The Imperial system measurement for tooth size, defined as the number of teeth per inch of pitch diameter. Higher DP values mean finer (smaller) teeth. It is the reciprocal relationship of the metric module.

DP = N / d (inches) = 25.4 / m

Face Width Dimension

The length of the gear tooth measured along the axis of the gear. A wider face width increases load capacity but also increases weight and potential for uneven load distribution.

Gear Ratio Performance

The ratio of the number of teeth on the driven gear to the number of teeth on the driving gear. Determines the speed reduction (or increase) and torque multiplication between shafts.

Ratio = N_driven / N_driver

Gear Train Assembly

A system of two or more meshing gears used to transmit motion and power. Gear trains can be simple (single pair), compound (multiple pairs on shared shafts), or epicyclic (planetary).

Helical Gear Gear Type

A gear with teeth cut at an angle (helix angle) to the axis. Provides smoother, quieter operation than spur gears due to gradual tooth engagement. Produces axial thrust that requires thrust bearings.

Helix Angle Helical

The angle between a helical gear tooth and the gear axis. Common values range from 15° to 30°. Higher angles increase smoothness but also increase axial thrust forces.

Interference Problem

A condition where the tip of a gear tooth digs into the root fillet of the mating gear during meshing. Occurs when gears have too few teeth for the given pressure angle. Prevented by profile shift or increasing tooth count.

Internal Gear (Ring Gear) Gear Type

A gear with teeth on the inside of a cylindrical surface, meshing with an external pinion rotating inside it. Key component of planetary/epicyclic gear systems.

Involute Profile Geometry

The curved shape of a gear tooth generated by unwinding a taut string from a circle (the base circle). The involute profile ensures a constant velocity ratio between meshing gears regardless of center distance variations.

Module (m) Metric

The metric measurement of tooth size, defined as pitch diameter divided by number of teeth (in mm). Standard ISO modules include 0.5, 1, 1.5, 2, 2.5, 3, 4, 5, 6, 8, 10 mm. Larger module = bigger teeth.

m = d / N (mm)

Normal Module Helical

In helical gears, the module measured in the plane perpendicular to the tooth direction. Related to the transverse module by the helix angle.

m_n = m_t × cos(β)

Outside Diameter (OD) Dimension

The largest diameter of a gear, measured at the tips of the teeth. Also called the addendum circle diameter. This is the physical outer boundary of the gear.

d_a = m × (N + 2)

Pitch Circle Geometry

The theoretical circle on which gear calculations are based. When two gears mesh properly, their pitch circles are tangent to each other. The pitch circle lies between the addendum and dedendum circles.

d = m × N

Planetary (Epicyclic) Gear System Assembly

A gear system consisting of a central sun gear, multiple planet gears, and an outer ring (internal) gear. Provides high gear ratios in a compact space. Used in automatic transmissions, electric screwdrivers, and turbine engines.

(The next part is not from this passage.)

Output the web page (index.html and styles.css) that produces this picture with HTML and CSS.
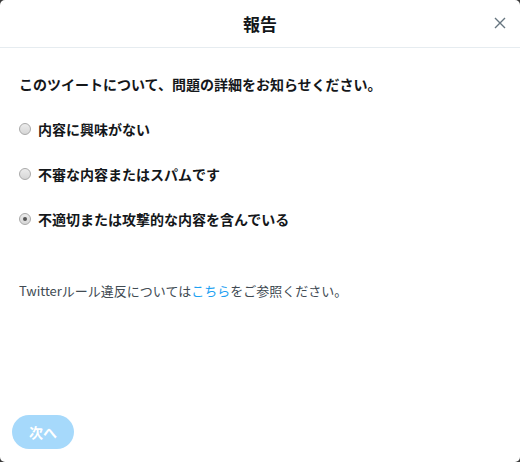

Pressure Angle (α) Geometry

The angle between the line of action (force direction) and the tangent to the pitch circle at the point of contact. Common values: 14.5° (legacy), 20° (standard), 25° (heavy-duty). Higher angles produce stronger but noisier teeth.

Profile Shift (x) Correction

A correction applied to the gear tooth form by shifting the cutting tool radially during manufacturing. Used to avoid undercutting in gears with few teeth, adjust center distance, or balance sliding velocities between mating gears.

Rack Gear Type

A flat, linear gear with straight teeth that meshes with a pinion (circular gear) to convert rotational motion to linear motion. Can be thought of as a gear with infinite radius. Used in steering systems, CNC machines, and sliding gates.

Root Diameter Dimension

The diameter of the circle at the base of the tooth spaces. Also called the dedendum circle diameter. The gear material below this circle is the rim or web.

d_f = m × (N − 2.5)

Spur Gear Gear Type

The simplest and most common gear type with straight teeth parallel to the axis. Used to transmit motion between parallel shafts. Easy to manufacture but can be noisy at high speeds due to sudden tooth engagement.

Tooth Thickness Dimension

The width of a gear tooth measured along the pitch circle arc. For standard gears, tooth thickness equals half the circular pitch.

t = p / 2 = π × m / 2

Undercutting Problem

Removal of material at the root of a gear tooth during manufacturing, weakening the tooth base. Occurs when the number of teeth is below the minimum for a given pressure angle (e.g., fewer than 17 teeth at 20°). Prevented by profile shift correction.

N_min = 2 / sin²(α)

Whole Depth Dimension

The total depth of a tooth space, measured from the top of the tooth to the bottom of the space. Equals addendum plus dedendum.

h = 2.25 × m

Working Depth Dimension

The depth of engagement of two mating teeth, equal to the sum of their addenda. The remaining depth below is clearance.

h_w = 2 × m

Worm Gear Gear Type

A gear system consisting of a worm (screw-shaped driver) and a worm wheel. Provides very high gear ratios in a single stage and can be self-locking. Used in conveyor systems, tuning pegs, and elevator drives.